EXERCISE DETAILS
Leave out the pictures, then reproduce the rest of the material exactly.

RECORDED DATA
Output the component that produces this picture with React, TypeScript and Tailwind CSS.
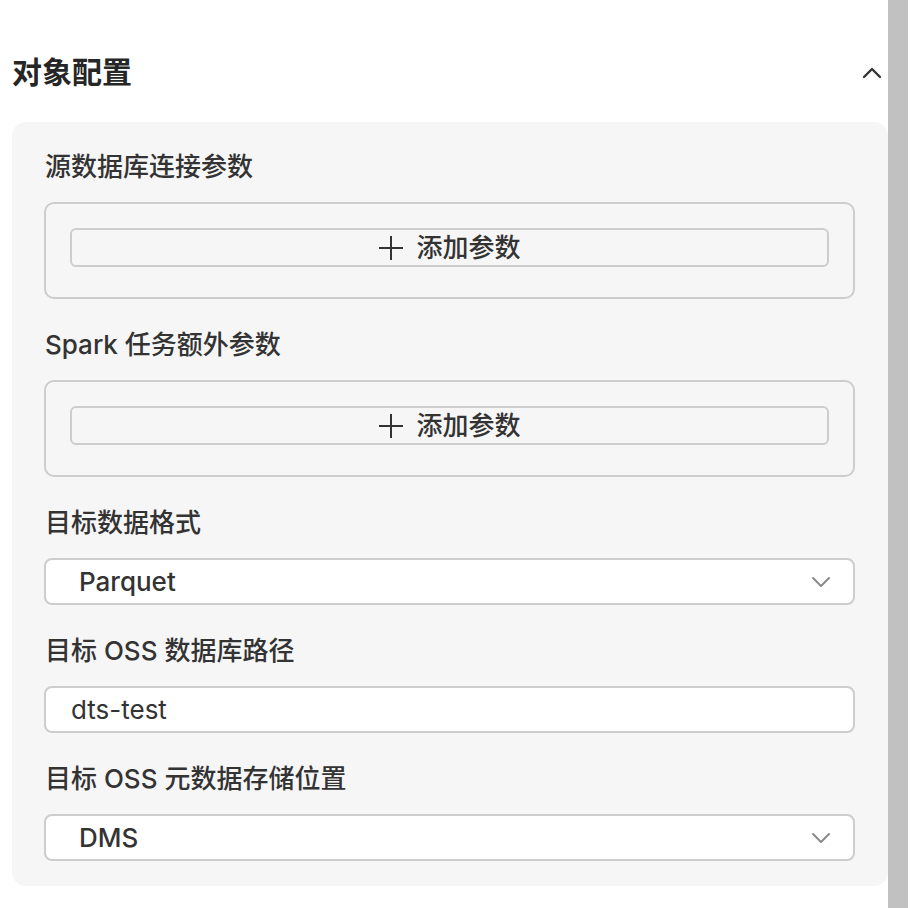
import React from "react";

const FONT = { fontFamily: '"Inter", "Noto Sans CJK SC", sans-serif' };

function ChevronDown() {
  return (
    <svg width="20" height="12" viewBox="0 0 20 12" fill="none">
      <path d="M2 2 L10 10 L18 2" stroke="#8a8a8a" strokeWidth="2" strokeLinecap="round" strokeLinejoin="round" />
    </svg>
  );
}

function AddBox() {
  return (
    <div className="rounded-[10px] border-2 border-[#cdcdcd] px-[24px] pt-[24px] pb-[30px]">
      <div className="flex h-[39px] items-center justify-center gap-[12px] rounded-[6px] border-2 border-[#cdcdcd]">
        <svg width="26" height="26" viewBox="0 0 26 26" fill="none">
          <path d="M13 1 V25 M1 13 H25" stroke="#333" strokeWidth="2" />
        </svg>
        <span className="text-[26px] font-medium leading-none text-[#333]">添加参数</span>
      </div>
    </div>
  );
}

function Label({ children }: { children: React.ReactNode }) {
  return (
    <div className="mb-[17px] pl-[1px] text-[26px] font-medium leading-[36px] text-[#333]">{children}</div>
  );
}

function Select({ value }: { value: string }) {
  return (
    <div className="flex h-[47px] items-center justify-between rounded-[8px] border-2 border-[#cdcdcd] bg-white pl-[33px] pr-[22px]">
      <span className="text-[26px] font-medium leading-none text-[#333]">{value}</span>
      <ChevronDown />
    </div>
  );
}

export default function App() {
  return (
    <div className="flex h-[908px] w-[916px] bg-white" style={FONT}>
      <div className="w-[888px] pl-[12px]">
        <div className="flex h-[40px] items-center justify-between pr-[6px] mt-[52px] mb-[30px]">
          <span className="text-[30px] font-semibold leading-[40px] text-[#262626]">对象配置</span>
          <svg width="20" height="13" viewBox="0 0 20 13" fill="none">
            <path d="M2 11 L10 3 L18 11" stroke="#333" strokeWidth="2.4" strokeLinecap="round" strokeLinejoin="round" />
          </svg>
        </div>
        <div className="flex flex-col gap-[28px] rounded-[14px] bg-[#f6f6f6] pl-[32px] pr-[33px] pt-[27px] pb-[25px]">
          <div>
            <Label>源数据库连接参数</Label>
            <AddBox />
          </div>
          <div>
            <Label>Spark 任务额外参数</Label>
            <AddBox />
          </div>
          <div>
            <Label>目标数据格式</Label>
            <Select value="Parquet" />
          </div>
          <div>
            <Label>目标 OSS 数据库路径</Label>
            <div className="flex h-[47px] items-center rounded-[8px] border-2 border-[#cdcdcd] bg-white pl-[25px]">
              <span className="text-[26px] leading-none text-[#333]">dts-test</span>
            </div>
          </div>
          <div>
            <Label>目标 OSS 元数据存储位置</Label>
            <Select value="DMS" />
          </div>
        </div>
      </div>
      <div className="h-[908px] w-[20px] bg-[#c1c1c1]" />
    </div>
  );
}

EXERCISE ANSWER
Output the component that produces this picture with React, TypeScript and Tailwind CSS.
import React from "react";

const FONT = { fontFamily: '"Inter", "Noto Sans CJK SC", sans-serif' };

function ChevronDown() {
  return (
    <svg width="20" height="12" viewBox="0 0 20 12" fill="none">
      <path d="M2 2 L10 10 L18 2" stroke="#8a8a8a" strokeWidth="2" strokeLinecap="round" strokeLinejoin="round" />
    </svg>
  );
}

function AddBox() {
  return (
    <div className="rounded-[10px] border-2 border-[#cdcdcd] px-[24px] pt-[24px] pb-[30px]">
      <div className="flex h-[39px] items-center justify-center gap-[12px] rounded-[6px] border-2 border-[#cdcdcd]">
        <svg width="26" height="26" viewBox="0 0 26 26" fill="none">
          <path d="M13 1 V25 M1 13 H25" stroke="#333" strokeWidth="2" />
        </svg>
        <span className="text-[26px] font-medium leading-none text-[#333]">添加参数</span>
      </div>
    </div>
  );
}

function Label({ children }: { children: React.ReactNode }) {
  return (
    <div className="mb-[17px] pl-[1px] text-[26px] font-medium leading-[36px] text-[#333]">{children}</div>
  );
}

function Select({ value }: { value: string }) {
  return (
    <div className="flex h-[47px] items-center justify-between rounded-[8px] border-2 border-[#cdcdcd] bg-white pl-[33px] pr-[22px]">
      <span className="text-[26px] font-medium leading-none text-[#333]">{value}</span>
      <ChevronDown />
    </div>
  );
}

export default function App() {
  return (
    <div className="flex h-[908px] w-[916px] bg-white" style={FONT}>
      <div className="w-[888px] pl-[12px]">
        <div className="flex h-[40px] items-center justify-between pr-[6px] mt-[52px] mb-[30px]">
          <span className="text-[30px] font-semibold leading-[40px] text-[#262626]">对象配置</span>
          <svg width="20" height="13" viewBox="0 0 20 13" fill="none">
            <path d="M2 11 L10 3 L18 11" stroke="#333" strokeWidth="2.4" strokeLinecap="round" strokeLinejoin="round" />
          </svg>
        </div>
        <div className="flex flex-col gap-[28px] rounded-[14px] bg-[#f6f6f6] pl-[32px] pr-[33px] pt-[27px] pb-[25px]">
          <div>
            <Label>源数据库连接参数</Label>
            <AddBox />
          </div>
          <div>
            <Label>Spark 任务额外参数</Label>
            <AddBox />
          </div>
          <div>
            <Label>目标数据格式</Label>
            <Select value="Parquet" />
          </div>
          <div>
            <Label>目标 OSS 数据库路径</Label>
            <div className="flex h-[47px] items-center rounded-[8px] border-2 border-[#cdcdcd] bg-white pl-[25px]">
              <span className="text-[26px] leading-none text-[#333]">dts-test</span>
            </div>
          </div>
          <div>
            <Label>目标 OSS 元数据存储位置</Label>
            <Select value="DMS" />
          </div>
        </div>
      </div>
      <div className="h-[908px] w-[20px] bg-[#c1c1c1]" />
    </div>
  );
}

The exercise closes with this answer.